No hubo tiempo de siquiera ir a mi casa a bañarme, preparar el maletín, la música con la que quería recibir a mi primer hijo. Del consultorio me llevaron a que me realicen los exámenes de riesgo quirúrgico y prepararme para la cesárea. No me di mucho tiempo para pensar, para
sentir, el miedo me invadió por completo, nunca me habían operado de nada.

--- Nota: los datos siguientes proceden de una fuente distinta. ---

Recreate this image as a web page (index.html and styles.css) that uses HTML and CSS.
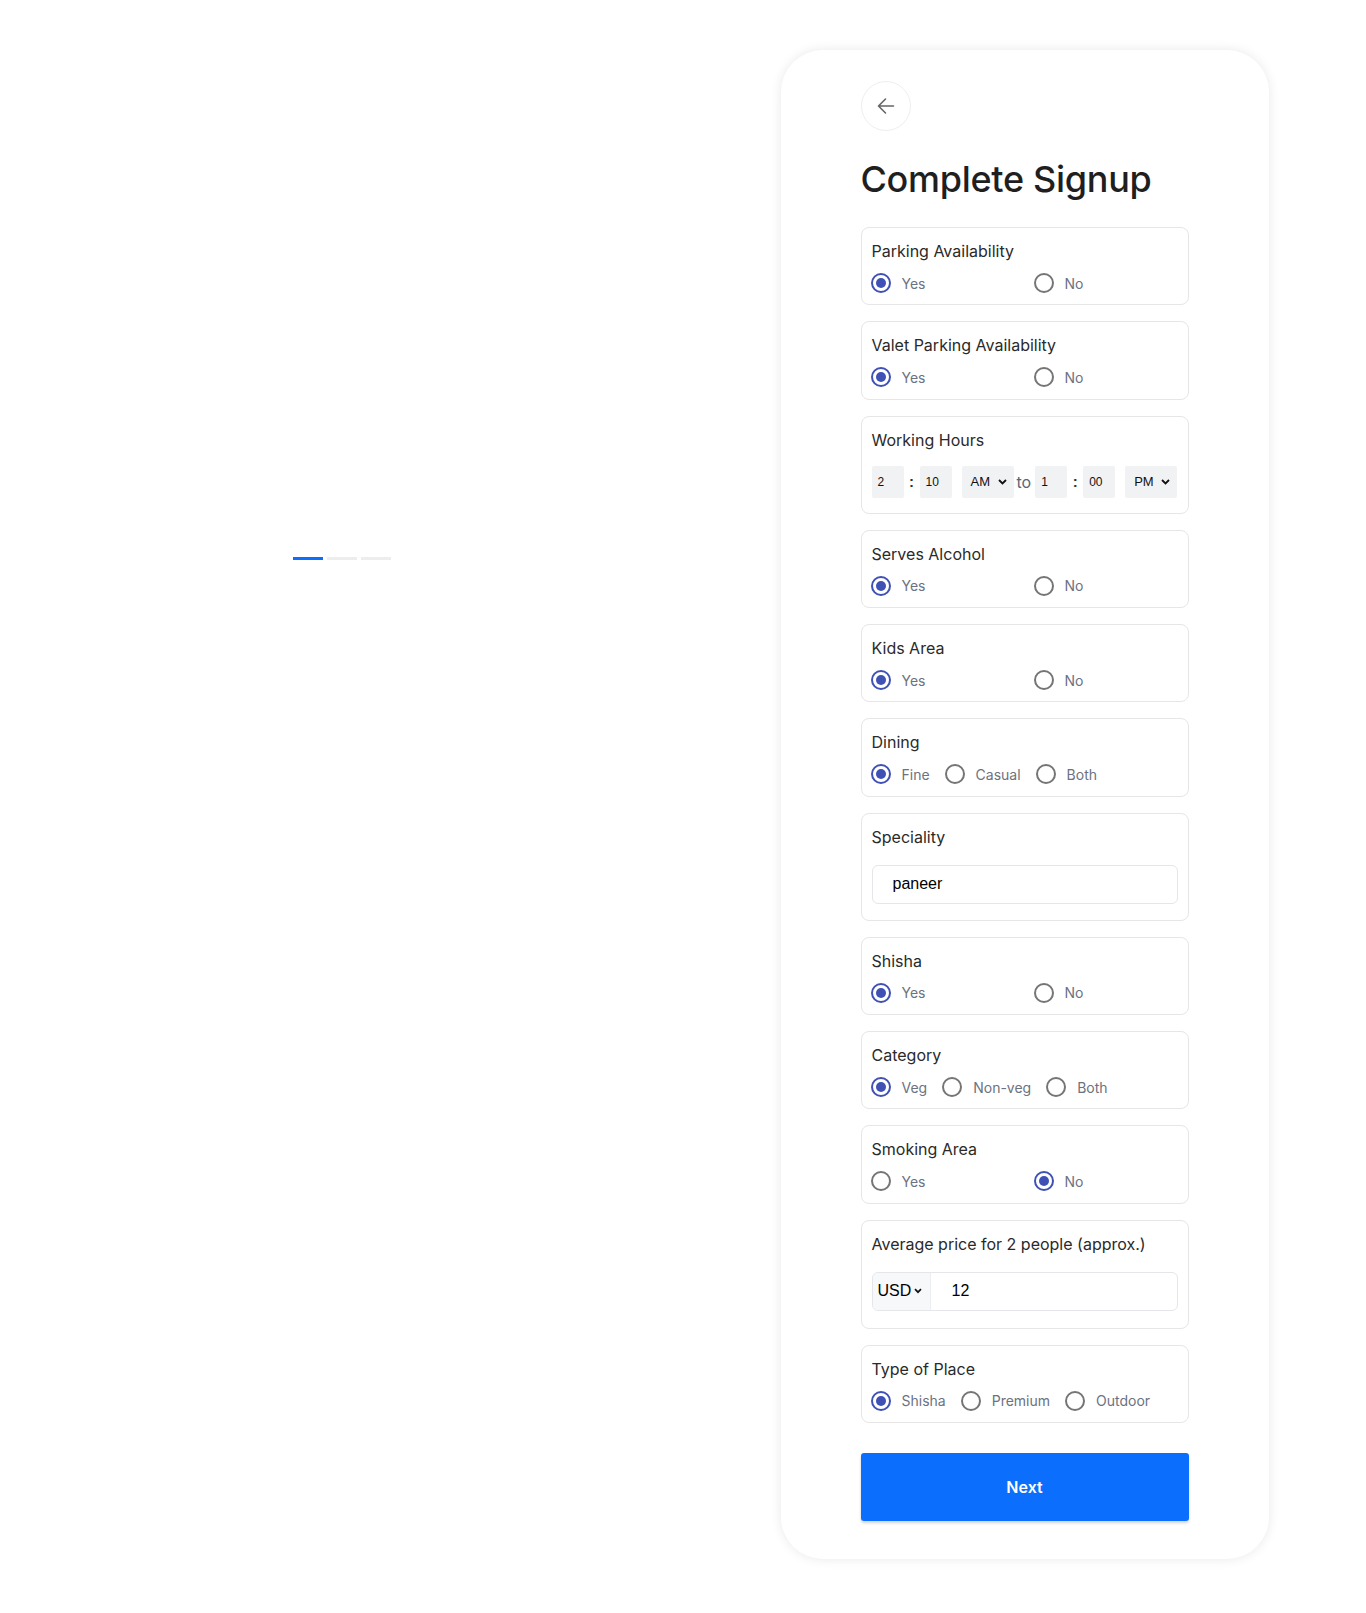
FILE: index.html
```html
<!DOCTYPE html>
<html lang="en">
<head>
<meta charset="utf-8">
<title>Complete Signup</title>
<link rel="stylesheet" href="styles.css">
</head>
<body>
<div class="page">
  <div class="left">
    <div class="indicators">
      <span class="ind active"></span><span class="ind"></span><span class="ind"></span>
    </div>
  </div>
  <div class="right">
    <div class="card">
      <button class="back" type="button" aria-label="Back">
        <svg width="20" height="20" viewBox="0 0 20 20" fill="none" stroke="#666" stroke-width="1.6" stroke-linecap="round" stroke-linejoin="round"><path d="M17.5 10H2.5M9.5 3 2.5 10l7 7"/></svg>
      </button>
      <h1 class="title">Complete Signup</h1>

      <div class="box">
        <div class="label">Parking Availability</div>
        <div class="opts two">
          <span class="opt"><span class="radio on"></span>Yes</span>
          <span class="opt"><span class="radio"></span>No</span>
        </div>
      </div>

      <div class="box">
        <div class="label">Valet Parking Availability</div>
        <div class="opts two">
          <span class="opt"><span class="radio on"></span>Yes</span>
          <span class="opt"><span class="radio"></span>No</span>
        </div>
      </div>

      <div class="box">
        <div class="label">Working Hours</div>
        <div class="hours">
          <span class="tin">2</span><span class="colon">:</span><span class="tin">10</span>
          <span class="tsel">AM<svg width="9" height="6" viewBox="0 0 9 6"><path d="M1 1l3.5 3.5L8 1" fill="none" stroke="#111" stroke-width="1.8"/></svg></span>
          <span class="to">to</span>
          <span class="tin">1</span><span class="colon">:</span><span class="tin">00</span>
          <span class="tsel">PM<svg width="9" height="6" viewBox="0 0 9 6"><path d="M1 1l3.5 3.5L8 1" fill="none" stroke="#111" stroke-width="1.8"/></svg></span>
        </div>
      </div>

      <div class="box">
        <div class="label">Serves Alcohol</div>
        <div class="opts two">
          <span class="opt"><span class="radio on"></span>Yes</span>
          <span class="opt"><span class="radio"></span>No</span>
        </div>
      </div>

      <div class="box">
        <div class="label">Kids Area</div>
        <div class="opts two">
          <span class="opt"><span class="radio on"></span>Yes</span>
          <span class="opt"><span class="radio"></span>No</span>
        </div>
      </div>

      <div class="box">
        <div class="label">Dining</div>
        <div class="opts">
          <span class="opt"><span class="radio on"></span>Fine</span>
          <span class="opt"><span class="radio"></span>Casual</span>
          <span class="opt"><span class="radio"></span>Both</span>
        </div>
      </div>

      <div class="box">
        <div class="label label-in">Speciality</div>
        <div class="field">paneer</div>
      </div>

      <div class="box">
        <div class="label">Shisha</div>
        <div class="opts two">
          <span class="opt"><span class="radio on"></span>Yes</span>
          <span class="opt"><span class="radio"></span>No</span>
        </div>
      </div>

      <div class="box">
        <div class="label">Category</div>
        <div class="opts">
          <span class="opt"><span class="radio on"></span>Veg</span>
          <span class="opt"><span class="radio"></span>Non-veg</span>
          <span class="opt"><span class="radio"></span>Both</span>
        </div>
      </div>

      <div class="box">
        <div class="label">Smoking Area</div>
        <div class="opts two">
          <span class="opt"><span class="radio"></span>Yes</span>
          <span class="opt"><span class="radio on"></span>No</span>
        </div>
      </div>

      <div class="box">
        <div class="label label-in">Average price for 2 people (approx.)</div>
        <div class="field group">
          <span class="cur">USD<svg width="8" height="6" viewBox="0 0 8 6"><path d="M1 1.2l3 3 3-3" fill="none" stroke="#111" stroke-width="1.7"/></svg></span>
          <span class="amt">12</span>
        </div>
      </div>

      <div class="box">
        <div class="label">Type of Place</div>
        <div class="opts">
          <span class="opt"><span class="radio on"></span>Shisha</span>
          <span class="opt"><span class="radio"></span>Premium</span>
          <span class="opt"><span class="radio"></span>Outdoor</span>
        </div>
      </div>

      <button class="next" type="button">Next</button>
    </div>
  </div>
</div>
</body>
</html>
```

FILE: styles.css
```css
* { box-sizing: border-box; }
html, body { margin: 0; padding: 0; background: #fff; }
body { font-family: Inter, "Noto Sans", sans-serif; color: #212529; }

.page { display: flex; width: 1366px; min-height: 1613px; }

.left { width: 683px; display: flex; justify-content: center; align-items: flex-start; padding-top: 557px; }
.indicators { display: flex; gap: 4px; height: 3px; }
.ind { display: block; width: 30px; height: 3px; background: #ededed; }
.ind.active { background: #0d6efd; }

.right { width: 683px; display: flex; justify-content: center; align-items: flex-start; padding-top: 50px; padding-bottom: 54px; }
.card {
  width: 488px;
  padding: 31px 80px 38px;
  border-radius: 42px;
  background: #fff;
  box-shadow: 0 0 12px rgba(0, 0, 0, 0.09);
}

.back {
  width: 50px; height: 50px; border-radius: 50%;
  border: 1.5px solid #eeeeee; background: #fff;
  display: flex; align-items: center; justify-content: center;
  padding: 0; margin: 0;
}

.title {
  margin: 27px 0 26px;
  font-size: 36px; line-height: 43px; font-weight: 500;
  letter-spacing: -0.3px;
  color: #1f1f1f;
}

.box {
  border: 1px solid #e6e6e6; border-radius: 8px;
  padding: 11px 10px 10.25px;
  margin-bottom: 16px;
}
.label { font-size: 16px; line-height: 24px; color: #2a2a2a; margin-bottom: 9px; }
.label-in { margin-bottom: 16px; }

.opts { display: flex; align-items: center; height: 22px; font-size: 14px; color: #6b7280; }
.opts.two { display: grid; grid-template-columns: 163px auto; }
.opt { display: flex; align-items: center; margin-right: 16px; }
.radio {
  width: 20px; height: 20px; border-radius: 50%;
  border: 2px solid #757575; margin-right: 11px; margin-left: -1px;
  display: inline-flex; align-items: center; justify-content: center;
}
.radio.on { border-color: #3f51b5; }
.radio.on::after { content: ""; width: 10px; height: 10px; border-radius: 50%; background: #3f51b5; }

.hours { display: flex; align-items: center; height: 42px; font-family: "Liberation Sans", Arial, sans-serif; font-size: 12px; color: #111; }
.tin { width: 32px; height: 32px; background: #f1f2f4; display: flex; align-items: center; padding-left: 6px; border-radius: 2px; }
.colon { width: 16px; text-align: center; font-size: 15px; font-weight: 700; color: #333; }
.tsel {
  width: 52px; height: 32px; background: #f1f2f4; border-radius: 2px;
  display: flex; align-items: center; justify-content: space-between;
  padding: 0 7px 0 9px; font-size: 13px; margin-left: 10px;
}
.to { font-family: Inter, sans-serif; font-size: 16px; color: #5b6675; margin: 0 4px 0 3px; }

.field {
  height: 39px; border: 1px solid #e4e6ea; border-radius: 6px;
  display: flex; align-items: center; padding-left: 20px;
  font-family: "Liberation Sans", Arial, sans-serif; font-size: 16px; color: #000;
  margin-bottom: 6px;
}
.field.group { padding-left: 0; overflow: hidden; margin-bottom: 7px; }
.cur {
  width: 58px; height: 100%; background: #f7f8fa; border-right: 1px solid #eceef1;
  display: flex; align-items: center; gap: 3px; padding-left: 5px;
}
.amt { padding-left: 21px; }

.next {
  display: block; width: 100%; height: 68px; margin-top: 30px;
  border: none; border-radius: 3px; background: #0b6efd; color: #fff;
  font-family: Inter, sans-serif; font-size: 16px; font-weight: 600;
  box-shadow: 0 2px 3px rgba(0, 0, 0, 0.18);
}
```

Ingresé a la sala de operaciones temblando. Tuve la suerte de que una enfermera muy dulce me tranquilizara con sus palabras y cariños. Me colocaron la epidural y felizmente no sentí dolor. Amarraron mis brazos de manera horizontal. Llamaron a mi esposo, él ingresó con una sonrisa gigante, como nunca antes había visto en él y cámara en mano. La anestesia, su llegada, el oxígeno, me tranquilizaron de a pocos. Experimenté la sensación de corte y todo pasó como una película en cámara rápida. Sentí un jalón y hasta emití un suave grito cuando sentí que sacaban a mi bebé.

Su llanto fue lo que me devolvió al instante la alegría. Tan solo repetía sin cesar "Quiero verlo, quiero verlo". Lo colocaron a mi lado, lo besé y él puso su manita sobre mi rostro. No puedo describir con palabras lo que sentí pero definitivamente era amor en su sentido más puro. Luego, nos fuimos, él a la sala de bebés y yo a la de recuperación en la que tuve que estar dos horas. Las primeras dos horas más largas de mi vida. Doy gracias que la anestesia me mantenía un poco fuera de la realidad en ese momento. Transcurrido ese tiempo, pudimos por fin estar juntos, conversar con la mirada y celebrar que desde ese día en adelante nos amaríamos de manera incondicional.